## SHORT PROBLEM
Copy out each line in the material below that has the word "with".
## Start DATA
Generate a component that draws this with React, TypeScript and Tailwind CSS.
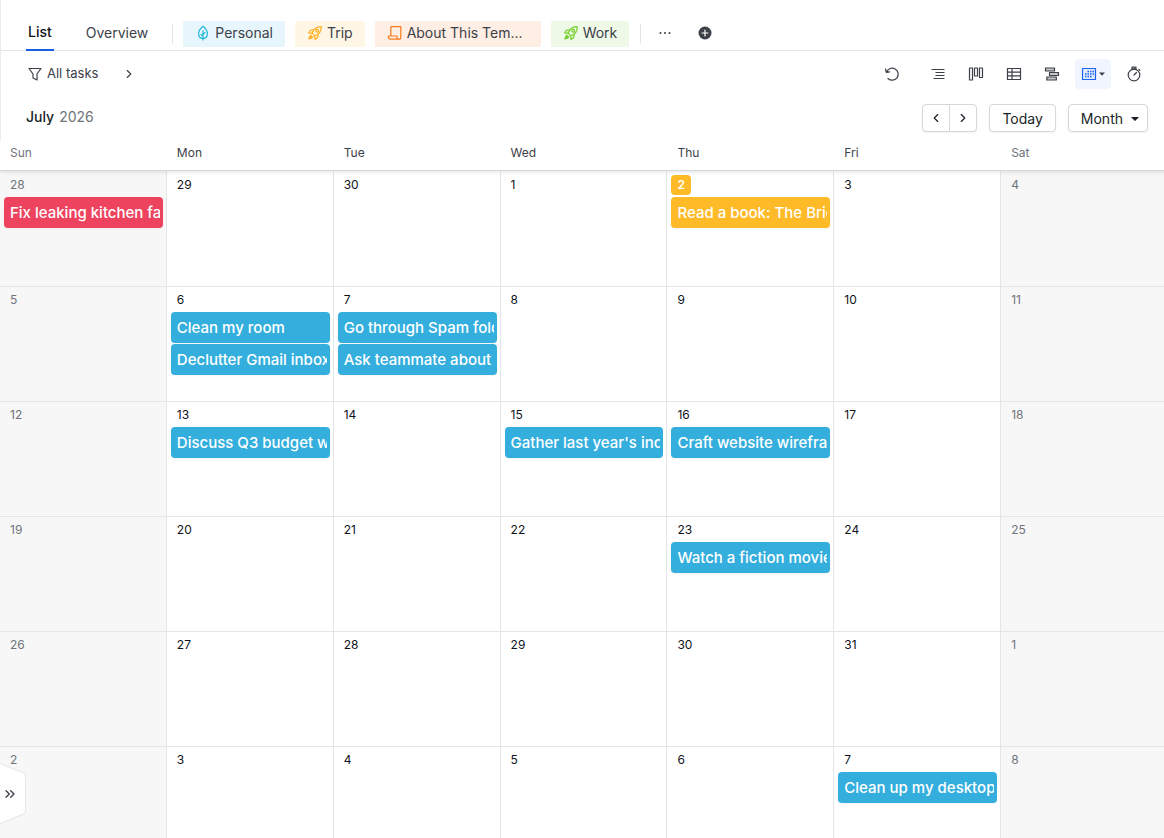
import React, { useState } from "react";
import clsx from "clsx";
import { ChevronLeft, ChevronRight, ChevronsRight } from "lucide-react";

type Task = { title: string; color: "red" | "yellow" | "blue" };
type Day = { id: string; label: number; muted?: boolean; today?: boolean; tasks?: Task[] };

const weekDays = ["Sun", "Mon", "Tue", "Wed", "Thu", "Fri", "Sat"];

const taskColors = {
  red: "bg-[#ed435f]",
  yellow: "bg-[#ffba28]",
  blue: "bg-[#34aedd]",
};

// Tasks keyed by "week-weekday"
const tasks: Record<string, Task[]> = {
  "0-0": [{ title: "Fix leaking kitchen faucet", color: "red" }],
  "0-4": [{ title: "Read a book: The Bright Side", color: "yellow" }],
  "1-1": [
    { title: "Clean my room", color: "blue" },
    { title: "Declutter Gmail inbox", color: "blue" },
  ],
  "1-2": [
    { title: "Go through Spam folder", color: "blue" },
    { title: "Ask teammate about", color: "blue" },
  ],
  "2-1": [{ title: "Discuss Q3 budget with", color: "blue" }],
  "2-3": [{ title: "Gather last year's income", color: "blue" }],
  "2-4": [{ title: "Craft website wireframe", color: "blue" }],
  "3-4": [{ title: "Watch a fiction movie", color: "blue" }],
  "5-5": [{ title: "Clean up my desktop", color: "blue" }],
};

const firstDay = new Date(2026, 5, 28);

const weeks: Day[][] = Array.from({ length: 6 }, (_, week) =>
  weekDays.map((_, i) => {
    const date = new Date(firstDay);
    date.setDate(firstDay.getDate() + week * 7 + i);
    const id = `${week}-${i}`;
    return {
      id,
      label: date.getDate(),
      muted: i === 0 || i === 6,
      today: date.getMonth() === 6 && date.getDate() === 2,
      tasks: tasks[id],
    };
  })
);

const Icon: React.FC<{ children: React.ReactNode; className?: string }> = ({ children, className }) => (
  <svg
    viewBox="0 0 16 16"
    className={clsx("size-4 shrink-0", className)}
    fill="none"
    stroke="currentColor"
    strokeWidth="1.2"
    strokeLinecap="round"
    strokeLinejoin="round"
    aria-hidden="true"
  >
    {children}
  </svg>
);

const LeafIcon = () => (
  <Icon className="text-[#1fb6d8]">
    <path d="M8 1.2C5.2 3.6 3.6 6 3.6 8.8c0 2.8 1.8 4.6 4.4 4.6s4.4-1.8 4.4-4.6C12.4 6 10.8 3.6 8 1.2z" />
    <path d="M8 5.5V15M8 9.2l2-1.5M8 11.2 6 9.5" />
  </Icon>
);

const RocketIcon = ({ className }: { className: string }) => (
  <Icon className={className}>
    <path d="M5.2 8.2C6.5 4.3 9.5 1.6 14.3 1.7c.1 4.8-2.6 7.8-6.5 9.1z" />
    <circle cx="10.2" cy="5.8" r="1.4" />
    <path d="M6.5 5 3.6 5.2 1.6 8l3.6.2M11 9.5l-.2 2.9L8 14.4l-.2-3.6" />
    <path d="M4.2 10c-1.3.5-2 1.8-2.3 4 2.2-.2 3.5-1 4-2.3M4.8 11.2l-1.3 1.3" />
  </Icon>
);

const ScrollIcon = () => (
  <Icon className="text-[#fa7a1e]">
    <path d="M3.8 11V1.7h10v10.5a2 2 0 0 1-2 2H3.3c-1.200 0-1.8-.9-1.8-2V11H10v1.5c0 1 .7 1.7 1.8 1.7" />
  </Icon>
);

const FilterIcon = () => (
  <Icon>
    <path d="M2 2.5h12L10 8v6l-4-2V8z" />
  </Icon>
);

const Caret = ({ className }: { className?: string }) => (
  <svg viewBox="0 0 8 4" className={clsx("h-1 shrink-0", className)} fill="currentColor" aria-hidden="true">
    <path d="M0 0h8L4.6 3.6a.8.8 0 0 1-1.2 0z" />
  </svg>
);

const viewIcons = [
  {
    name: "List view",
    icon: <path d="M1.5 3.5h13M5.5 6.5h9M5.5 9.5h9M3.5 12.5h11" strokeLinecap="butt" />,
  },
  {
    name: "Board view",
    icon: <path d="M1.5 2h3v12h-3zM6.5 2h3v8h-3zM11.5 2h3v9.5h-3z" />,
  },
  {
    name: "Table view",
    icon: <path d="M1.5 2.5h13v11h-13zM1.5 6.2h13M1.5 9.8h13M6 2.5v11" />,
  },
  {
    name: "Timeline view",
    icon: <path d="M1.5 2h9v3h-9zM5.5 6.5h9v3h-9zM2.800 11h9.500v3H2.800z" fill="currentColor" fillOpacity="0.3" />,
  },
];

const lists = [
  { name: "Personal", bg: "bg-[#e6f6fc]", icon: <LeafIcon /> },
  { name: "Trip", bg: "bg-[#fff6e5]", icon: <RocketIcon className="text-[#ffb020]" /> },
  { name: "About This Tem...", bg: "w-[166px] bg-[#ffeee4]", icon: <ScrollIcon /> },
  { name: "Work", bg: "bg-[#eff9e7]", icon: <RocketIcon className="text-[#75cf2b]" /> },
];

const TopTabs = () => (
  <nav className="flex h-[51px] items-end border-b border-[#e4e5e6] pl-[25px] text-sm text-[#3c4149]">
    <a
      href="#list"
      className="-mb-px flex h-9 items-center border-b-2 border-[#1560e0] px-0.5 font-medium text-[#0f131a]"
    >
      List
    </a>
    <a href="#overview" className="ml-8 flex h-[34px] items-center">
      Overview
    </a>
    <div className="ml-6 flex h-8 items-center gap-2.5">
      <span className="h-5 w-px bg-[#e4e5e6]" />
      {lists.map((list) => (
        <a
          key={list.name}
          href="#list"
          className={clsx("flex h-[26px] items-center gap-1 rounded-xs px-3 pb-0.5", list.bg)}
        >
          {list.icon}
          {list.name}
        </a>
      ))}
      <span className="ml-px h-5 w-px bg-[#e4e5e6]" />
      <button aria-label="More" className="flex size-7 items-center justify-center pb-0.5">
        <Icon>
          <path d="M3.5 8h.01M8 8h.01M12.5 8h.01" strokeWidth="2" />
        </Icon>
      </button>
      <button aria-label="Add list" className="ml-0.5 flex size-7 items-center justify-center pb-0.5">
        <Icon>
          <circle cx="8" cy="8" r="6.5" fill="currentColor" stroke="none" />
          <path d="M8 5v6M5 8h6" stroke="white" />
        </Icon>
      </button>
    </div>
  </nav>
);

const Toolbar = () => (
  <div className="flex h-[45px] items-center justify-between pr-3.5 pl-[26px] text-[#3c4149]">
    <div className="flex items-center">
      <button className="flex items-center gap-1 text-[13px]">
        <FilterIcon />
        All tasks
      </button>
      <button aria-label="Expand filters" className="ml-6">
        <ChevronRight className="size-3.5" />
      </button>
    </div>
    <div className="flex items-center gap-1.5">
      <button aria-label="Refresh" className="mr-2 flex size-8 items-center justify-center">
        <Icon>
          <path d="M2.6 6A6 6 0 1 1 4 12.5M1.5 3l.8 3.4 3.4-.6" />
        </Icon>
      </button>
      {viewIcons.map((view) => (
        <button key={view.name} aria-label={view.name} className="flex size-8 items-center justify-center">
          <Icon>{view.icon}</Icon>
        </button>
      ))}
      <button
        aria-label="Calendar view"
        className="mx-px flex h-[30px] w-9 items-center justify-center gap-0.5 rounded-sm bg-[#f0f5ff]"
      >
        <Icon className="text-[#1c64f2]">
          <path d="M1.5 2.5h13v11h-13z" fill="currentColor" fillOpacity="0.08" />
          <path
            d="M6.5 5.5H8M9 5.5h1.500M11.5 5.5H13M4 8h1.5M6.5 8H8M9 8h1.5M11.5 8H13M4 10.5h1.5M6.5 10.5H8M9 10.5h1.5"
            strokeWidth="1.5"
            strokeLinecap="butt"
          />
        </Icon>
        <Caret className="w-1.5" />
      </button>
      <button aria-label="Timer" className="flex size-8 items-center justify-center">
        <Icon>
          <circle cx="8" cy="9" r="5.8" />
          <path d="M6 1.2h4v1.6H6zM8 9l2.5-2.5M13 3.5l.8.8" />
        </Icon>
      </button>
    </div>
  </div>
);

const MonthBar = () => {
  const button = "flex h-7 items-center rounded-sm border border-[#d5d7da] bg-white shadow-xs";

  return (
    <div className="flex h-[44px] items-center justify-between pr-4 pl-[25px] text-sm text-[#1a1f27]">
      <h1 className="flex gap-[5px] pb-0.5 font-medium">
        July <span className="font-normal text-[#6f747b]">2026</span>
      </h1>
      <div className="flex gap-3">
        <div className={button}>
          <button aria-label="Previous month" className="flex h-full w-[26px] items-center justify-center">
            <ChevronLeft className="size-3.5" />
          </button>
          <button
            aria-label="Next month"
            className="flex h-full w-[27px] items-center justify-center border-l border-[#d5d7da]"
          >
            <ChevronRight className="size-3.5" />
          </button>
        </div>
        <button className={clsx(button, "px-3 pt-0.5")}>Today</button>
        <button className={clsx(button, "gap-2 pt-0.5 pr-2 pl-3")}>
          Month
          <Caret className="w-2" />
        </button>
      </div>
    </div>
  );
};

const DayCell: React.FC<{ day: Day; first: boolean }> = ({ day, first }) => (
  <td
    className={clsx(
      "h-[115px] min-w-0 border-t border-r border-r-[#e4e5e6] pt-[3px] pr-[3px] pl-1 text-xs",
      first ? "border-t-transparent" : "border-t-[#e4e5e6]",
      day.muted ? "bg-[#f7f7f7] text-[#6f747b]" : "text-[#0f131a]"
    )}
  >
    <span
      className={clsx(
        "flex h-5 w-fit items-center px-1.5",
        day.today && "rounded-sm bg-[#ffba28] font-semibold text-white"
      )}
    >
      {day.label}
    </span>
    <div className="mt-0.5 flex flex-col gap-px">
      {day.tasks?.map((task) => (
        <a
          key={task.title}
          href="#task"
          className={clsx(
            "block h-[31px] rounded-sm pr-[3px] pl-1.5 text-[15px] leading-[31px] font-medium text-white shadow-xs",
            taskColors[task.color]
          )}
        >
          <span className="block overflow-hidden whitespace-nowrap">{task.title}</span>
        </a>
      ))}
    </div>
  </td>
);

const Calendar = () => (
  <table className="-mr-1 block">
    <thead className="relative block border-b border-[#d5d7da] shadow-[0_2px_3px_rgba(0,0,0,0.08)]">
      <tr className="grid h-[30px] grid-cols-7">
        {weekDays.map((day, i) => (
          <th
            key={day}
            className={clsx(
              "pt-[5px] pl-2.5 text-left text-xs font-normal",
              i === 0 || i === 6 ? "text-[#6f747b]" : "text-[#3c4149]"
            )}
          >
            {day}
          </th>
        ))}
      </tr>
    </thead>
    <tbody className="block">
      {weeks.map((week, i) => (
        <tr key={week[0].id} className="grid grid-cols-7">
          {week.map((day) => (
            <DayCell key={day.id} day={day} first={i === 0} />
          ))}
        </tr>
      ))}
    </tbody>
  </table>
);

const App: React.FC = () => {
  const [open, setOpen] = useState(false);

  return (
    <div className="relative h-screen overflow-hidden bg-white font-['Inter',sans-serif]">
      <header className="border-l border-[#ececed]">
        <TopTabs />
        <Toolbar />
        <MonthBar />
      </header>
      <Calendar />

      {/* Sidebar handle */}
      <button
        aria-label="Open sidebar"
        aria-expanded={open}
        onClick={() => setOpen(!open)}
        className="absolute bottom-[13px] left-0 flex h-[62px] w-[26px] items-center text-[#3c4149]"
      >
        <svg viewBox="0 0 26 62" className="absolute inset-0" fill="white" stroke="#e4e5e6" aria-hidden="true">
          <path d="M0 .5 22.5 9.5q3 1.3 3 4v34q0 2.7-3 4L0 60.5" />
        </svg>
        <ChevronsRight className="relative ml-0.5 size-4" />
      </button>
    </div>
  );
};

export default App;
## End DATA
## ANSWER TO THIS TASK
Generate a component that draws this with React, TypeScript and Tailwind CSS.
  "2-1": [{ title: "Discuss Q3 budget with", color: "blue" }],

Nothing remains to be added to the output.